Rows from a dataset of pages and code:
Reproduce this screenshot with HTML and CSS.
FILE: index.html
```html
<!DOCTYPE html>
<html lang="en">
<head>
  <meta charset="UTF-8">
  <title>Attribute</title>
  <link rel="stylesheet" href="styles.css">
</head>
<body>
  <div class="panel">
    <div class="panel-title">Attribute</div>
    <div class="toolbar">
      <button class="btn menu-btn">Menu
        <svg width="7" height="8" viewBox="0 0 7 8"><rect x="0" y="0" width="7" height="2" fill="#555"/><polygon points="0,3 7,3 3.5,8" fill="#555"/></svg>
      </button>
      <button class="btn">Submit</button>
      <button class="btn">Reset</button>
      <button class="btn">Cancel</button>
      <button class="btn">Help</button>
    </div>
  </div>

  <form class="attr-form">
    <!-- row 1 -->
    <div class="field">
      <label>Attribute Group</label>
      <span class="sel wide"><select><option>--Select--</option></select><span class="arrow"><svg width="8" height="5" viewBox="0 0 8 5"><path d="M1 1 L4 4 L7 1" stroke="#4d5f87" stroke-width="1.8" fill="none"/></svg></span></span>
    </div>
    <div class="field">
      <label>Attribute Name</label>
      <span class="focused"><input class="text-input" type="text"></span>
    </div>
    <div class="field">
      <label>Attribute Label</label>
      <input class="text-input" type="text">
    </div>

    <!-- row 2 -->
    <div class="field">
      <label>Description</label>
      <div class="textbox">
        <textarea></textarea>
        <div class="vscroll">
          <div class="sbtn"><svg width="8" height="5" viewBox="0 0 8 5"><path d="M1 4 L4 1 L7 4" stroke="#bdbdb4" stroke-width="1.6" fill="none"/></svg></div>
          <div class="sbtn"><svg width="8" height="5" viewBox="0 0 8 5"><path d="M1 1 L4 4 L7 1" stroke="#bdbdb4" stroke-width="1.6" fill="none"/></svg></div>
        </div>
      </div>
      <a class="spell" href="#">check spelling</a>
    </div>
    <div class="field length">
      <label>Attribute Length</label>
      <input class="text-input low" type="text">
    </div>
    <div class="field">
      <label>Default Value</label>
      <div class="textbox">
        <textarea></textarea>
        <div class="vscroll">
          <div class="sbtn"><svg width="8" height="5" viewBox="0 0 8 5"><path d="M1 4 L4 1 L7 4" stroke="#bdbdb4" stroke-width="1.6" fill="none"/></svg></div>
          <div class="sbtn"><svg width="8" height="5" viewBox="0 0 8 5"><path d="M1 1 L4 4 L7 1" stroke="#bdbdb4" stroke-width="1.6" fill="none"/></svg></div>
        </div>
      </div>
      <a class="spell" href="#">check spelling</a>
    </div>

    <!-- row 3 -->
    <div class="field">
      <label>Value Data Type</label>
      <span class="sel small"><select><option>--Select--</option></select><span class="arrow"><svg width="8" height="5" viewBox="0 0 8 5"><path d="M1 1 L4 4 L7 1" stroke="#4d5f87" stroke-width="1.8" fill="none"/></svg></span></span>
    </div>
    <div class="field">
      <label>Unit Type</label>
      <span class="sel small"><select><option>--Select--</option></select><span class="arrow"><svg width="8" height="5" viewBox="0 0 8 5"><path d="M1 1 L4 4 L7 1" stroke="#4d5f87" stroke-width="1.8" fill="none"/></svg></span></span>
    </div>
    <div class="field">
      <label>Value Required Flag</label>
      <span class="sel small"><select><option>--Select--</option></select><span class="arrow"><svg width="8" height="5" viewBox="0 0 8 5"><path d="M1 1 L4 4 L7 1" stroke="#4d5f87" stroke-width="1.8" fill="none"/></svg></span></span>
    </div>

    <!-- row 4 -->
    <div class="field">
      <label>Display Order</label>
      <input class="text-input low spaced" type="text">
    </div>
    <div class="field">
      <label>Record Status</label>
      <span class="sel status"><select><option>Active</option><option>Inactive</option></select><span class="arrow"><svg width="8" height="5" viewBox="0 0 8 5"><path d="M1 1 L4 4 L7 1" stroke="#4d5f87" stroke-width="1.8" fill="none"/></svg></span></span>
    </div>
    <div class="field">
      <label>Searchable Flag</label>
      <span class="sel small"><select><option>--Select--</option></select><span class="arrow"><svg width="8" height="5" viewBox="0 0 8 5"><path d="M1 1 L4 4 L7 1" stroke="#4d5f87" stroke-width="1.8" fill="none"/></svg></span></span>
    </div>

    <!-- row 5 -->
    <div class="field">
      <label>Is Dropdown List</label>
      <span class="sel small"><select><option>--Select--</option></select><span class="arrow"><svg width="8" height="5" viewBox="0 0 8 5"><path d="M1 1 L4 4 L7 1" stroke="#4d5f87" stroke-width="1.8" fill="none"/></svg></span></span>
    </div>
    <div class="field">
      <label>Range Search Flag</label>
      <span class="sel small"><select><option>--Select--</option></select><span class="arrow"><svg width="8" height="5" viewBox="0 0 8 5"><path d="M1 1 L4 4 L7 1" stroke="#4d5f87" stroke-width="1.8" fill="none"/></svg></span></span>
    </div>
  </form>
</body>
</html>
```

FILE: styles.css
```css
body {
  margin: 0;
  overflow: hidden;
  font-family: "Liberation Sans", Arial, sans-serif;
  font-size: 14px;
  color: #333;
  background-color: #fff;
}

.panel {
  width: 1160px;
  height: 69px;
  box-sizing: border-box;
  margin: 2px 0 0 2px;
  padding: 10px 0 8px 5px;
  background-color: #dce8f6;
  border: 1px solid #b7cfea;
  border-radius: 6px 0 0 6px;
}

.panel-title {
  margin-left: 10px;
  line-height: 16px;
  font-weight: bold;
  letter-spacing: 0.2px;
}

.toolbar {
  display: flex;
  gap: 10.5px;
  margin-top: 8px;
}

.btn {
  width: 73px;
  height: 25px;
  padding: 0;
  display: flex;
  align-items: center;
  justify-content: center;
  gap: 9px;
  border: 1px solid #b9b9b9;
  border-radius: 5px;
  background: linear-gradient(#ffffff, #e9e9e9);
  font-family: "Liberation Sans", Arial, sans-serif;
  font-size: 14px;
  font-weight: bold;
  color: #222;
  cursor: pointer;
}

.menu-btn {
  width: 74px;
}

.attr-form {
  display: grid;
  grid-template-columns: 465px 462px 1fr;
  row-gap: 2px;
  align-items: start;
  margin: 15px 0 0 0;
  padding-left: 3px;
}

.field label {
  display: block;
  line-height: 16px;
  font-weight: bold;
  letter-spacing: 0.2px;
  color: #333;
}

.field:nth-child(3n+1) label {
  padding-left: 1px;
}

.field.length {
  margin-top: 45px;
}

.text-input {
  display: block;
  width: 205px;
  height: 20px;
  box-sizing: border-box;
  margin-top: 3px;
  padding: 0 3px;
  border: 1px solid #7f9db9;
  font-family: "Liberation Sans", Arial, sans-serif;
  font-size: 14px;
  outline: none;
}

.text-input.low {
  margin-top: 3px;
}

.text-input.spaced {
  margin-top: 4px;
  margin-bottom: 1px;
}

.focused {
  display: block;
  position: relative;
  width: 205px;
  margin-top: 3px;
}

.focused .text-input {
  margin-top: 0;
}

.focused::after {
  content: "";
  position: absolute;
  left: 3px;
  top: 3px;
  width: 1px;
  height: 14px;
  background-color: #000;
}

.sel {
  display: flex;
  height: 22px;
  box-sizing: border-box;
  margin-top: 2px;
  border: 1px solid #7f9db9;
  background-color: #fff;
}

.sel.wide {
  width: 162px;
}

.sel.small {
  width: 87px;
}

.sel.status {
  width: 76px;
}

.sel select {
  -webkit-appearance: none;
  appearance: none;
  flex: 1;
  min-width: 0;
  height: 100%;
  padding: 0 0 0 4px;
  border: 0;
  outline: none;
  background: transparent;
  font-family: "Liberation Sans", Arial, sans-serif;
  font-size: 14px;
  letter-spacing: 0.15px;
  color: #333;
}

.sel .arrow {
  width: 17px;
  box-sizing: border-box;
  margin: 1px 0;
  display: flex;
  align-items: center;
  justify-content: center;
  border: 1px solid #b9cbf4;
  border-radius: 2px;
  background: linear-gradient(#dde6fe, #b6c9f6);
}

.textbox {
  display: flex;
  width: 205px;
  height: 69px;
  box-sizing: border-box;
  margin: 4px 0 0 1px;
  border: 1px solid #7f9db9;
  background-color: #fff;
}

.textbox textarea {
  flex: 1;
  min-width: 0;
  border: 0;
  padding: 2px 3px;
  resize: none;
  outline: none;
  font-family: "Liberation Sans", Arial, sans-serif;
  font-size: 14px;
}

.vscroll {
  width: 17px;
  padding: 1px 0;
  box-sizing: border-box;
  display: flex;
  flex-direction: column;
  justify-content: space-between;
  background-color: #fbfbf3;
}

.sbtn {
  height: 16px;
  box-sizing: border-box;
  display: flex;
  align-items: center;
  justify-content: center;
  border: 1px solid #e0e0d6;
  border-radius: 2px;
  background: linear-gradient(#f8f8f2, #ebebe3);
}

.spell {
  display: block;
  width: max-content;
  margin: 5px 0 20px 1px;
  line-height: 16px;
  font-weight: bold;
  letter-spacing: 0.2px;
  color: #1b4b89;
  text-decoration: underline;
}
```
--
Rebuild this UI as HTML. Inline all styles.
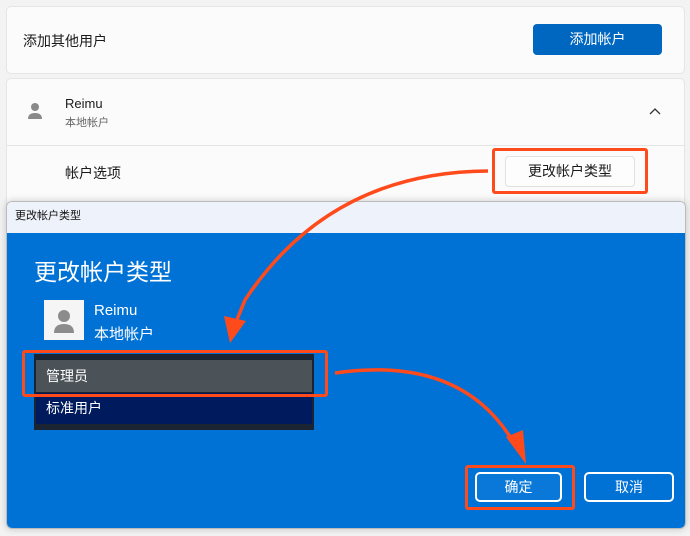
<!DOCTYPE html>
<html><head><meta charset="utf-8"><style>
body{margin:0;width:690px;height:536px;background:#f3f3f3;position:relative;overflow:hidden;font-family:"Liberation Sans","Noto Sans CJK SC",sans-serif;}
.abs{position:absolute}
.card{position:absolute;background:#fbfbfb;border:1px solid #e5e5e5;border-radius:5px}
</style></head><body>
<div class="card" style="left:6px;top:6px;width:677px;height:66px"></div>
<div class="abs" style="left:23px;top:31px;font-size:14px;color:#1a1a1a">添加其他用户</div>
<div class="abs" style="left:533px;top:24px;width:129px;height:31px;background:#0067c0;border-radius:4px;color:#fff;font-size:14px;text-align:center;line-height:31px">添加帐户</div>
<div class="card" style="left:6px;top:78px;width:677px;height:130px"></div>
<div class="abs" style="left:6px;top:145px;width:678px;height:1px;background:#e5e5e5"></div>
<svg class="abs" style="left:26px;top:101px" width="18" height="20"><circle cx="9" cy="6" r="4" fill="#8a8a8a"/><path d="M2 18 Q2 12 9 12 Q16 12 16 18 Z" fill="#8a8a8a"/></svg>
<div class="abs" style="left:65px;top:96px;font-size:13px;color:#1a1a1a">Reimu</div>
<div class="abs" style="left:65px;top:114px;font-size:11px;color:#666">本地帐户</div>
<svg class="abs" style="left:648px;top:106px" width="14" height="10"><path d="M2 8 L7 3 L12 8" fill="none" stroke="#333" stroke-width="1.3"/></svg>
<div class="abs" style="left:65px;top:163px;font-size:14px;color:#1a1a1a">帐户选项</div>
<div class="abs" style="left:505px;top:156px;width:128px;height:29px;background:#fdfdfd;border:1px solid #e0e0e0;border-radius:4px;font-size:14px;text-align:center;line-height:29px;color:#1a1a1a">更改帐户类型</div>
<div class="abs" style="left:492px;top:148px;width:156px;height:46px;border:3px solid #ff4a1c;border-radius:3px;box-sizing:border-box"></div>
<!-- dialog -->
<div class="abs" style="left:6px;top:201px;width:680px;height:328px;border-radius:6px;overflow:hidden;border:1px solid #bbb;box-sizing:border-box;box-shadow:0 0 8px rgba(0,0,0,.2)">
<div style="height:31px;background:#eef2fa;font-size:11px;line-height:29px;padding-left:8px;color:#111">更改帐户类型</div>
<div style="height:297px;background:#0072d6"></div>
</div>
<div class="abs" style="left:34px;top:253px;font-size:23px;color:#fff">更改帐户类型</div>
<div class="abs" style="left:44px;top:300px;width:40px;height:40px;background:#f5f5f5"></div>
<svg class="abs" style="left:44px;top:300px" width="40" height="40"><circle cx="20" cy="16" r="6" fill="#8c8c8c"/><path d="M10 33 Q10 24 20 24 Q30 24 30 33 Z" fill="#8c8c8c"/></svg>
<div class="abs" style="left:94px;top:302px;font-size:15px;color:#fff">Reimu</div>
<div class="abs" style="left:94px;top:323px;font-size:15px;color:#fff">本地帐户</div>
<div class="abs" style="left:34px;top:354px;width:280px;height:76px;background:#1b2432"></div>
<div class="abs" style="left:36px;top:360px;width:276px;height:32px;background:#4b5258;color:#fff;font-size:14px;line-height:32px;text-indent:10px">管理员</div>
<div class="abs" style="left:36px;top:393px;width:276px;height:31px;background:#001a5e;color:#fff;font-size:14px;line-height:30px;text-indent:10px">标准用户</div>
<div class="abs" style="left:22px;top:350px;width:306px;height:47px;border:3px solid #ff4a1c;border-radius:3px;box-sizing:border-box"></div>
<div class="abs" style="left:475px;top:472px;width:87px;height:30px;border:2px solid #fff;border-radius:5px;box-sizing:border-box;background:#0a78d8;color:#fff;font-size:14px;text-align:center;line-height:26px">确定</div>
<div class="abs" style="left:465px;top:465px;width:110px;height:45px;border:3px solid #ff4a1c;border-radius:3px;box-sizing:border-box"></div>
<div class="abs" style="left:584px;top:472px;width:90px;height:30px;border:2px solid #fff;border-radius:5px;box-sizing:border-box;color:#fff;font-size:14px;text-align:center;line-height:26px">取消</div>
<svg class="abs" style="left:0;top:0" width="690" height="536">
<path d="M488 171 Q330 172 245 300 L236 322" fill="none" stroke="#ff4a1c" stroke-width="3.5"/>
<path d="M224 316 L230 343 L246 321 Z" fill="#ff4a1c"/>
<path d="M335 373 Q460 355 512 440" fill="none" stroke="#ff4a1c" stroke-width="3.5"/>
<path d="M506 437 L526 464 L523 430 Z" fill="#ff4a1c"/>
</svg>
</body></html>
==
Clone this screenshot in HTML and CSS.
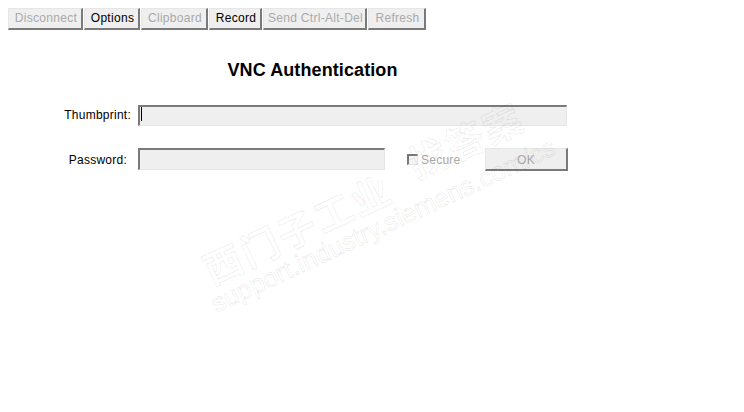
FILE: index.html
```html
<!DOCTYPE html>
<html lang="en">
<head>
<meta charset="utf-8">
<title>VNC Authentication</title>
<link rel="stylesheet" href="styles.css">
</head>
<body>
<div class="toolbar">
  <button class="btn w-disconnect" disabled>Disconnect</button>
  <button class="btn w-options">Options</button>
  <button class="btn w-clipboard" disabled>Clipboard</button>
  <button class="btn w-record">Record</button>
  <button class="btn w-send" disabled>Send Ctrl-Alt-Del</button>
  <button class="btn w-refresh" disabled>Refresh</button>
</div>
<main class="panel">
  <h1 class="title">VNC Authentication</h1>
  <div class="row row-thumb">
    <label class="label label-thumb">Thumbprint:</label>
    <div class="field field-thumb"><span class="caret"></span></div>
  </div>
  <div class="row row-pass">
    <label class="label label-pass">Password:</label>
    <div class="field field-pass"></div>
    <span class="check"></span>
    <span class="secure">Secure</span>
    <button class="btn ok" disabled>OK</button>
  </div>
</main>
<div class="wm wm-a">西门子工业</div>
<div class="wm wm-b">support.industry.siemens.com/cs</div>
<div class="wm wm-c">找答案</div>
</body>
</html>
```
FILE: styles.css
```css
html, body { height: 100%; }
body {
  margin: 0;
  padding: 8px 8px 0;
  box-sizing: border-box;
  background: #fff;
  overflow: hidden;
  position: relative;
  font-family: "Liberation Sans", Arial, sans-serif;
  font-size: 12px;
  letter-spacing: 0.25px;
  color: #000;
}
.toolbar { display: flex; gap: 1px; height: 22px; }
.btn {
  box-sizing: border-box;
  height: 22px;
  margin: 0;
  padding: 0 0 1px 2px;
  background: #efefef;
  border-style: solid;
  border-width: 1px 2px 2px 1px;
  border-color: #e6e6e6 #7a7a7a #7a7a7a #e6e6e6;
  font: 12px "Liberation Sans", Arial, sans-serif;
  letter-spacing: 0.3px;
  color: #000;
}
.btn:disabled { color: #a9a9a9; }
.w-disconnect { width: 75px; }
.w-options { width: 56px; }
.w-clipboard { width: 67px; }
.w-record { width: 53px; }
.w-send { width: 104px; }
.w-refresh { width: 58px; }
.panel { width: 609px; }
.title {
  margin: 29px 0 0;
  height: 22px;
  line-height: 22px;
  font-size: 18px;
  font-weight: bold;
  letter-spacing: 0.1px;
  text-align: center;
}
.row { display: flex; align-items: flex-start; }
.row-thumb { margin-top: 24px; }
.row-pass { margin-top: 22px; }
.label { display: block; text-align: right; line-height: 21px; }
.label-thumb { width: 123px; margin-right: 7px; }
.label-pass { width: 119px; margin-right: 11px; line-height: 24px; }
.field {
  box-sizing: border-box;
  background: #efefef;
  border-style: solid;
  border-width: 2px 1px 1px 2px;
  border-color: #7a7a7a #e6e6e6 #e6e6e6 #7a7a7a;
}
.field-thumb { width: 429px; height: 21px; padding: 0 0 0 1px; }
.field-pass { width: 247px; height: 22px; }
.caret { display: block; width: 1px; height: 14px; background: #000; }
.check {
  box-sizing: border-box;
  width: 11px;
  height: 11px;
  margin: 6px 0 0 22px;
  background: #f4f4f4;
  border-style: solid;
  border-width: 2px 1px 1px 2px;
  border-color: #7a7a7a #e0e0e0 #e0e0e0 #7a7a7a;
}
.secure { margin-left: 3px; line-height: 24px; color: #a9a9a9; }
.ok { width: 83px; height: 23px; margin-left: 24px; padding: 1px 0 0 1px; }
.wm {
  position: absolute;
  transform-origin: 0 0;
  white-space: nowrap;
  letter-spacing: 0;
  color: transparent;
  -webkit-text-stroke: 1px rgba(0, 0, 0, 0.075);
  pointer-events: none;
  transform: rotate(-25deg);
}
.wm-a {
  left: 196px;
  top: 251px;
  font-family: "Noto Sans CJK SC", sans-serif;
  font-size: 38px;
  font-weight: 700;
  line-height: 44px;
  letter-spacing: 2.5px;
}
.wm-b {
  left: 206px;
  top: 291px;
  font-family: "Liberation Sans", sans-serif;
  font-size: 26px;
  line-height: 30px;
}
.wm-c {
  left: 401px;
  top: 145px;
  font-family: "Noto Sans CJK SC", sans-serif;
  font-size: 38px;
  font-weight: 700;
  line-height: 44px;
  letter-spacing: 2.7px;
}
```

WRITTEN EXERCISE:
How many of the lines above hold the word "styles"? Give only that number.

EXPECTED ANSWER:
5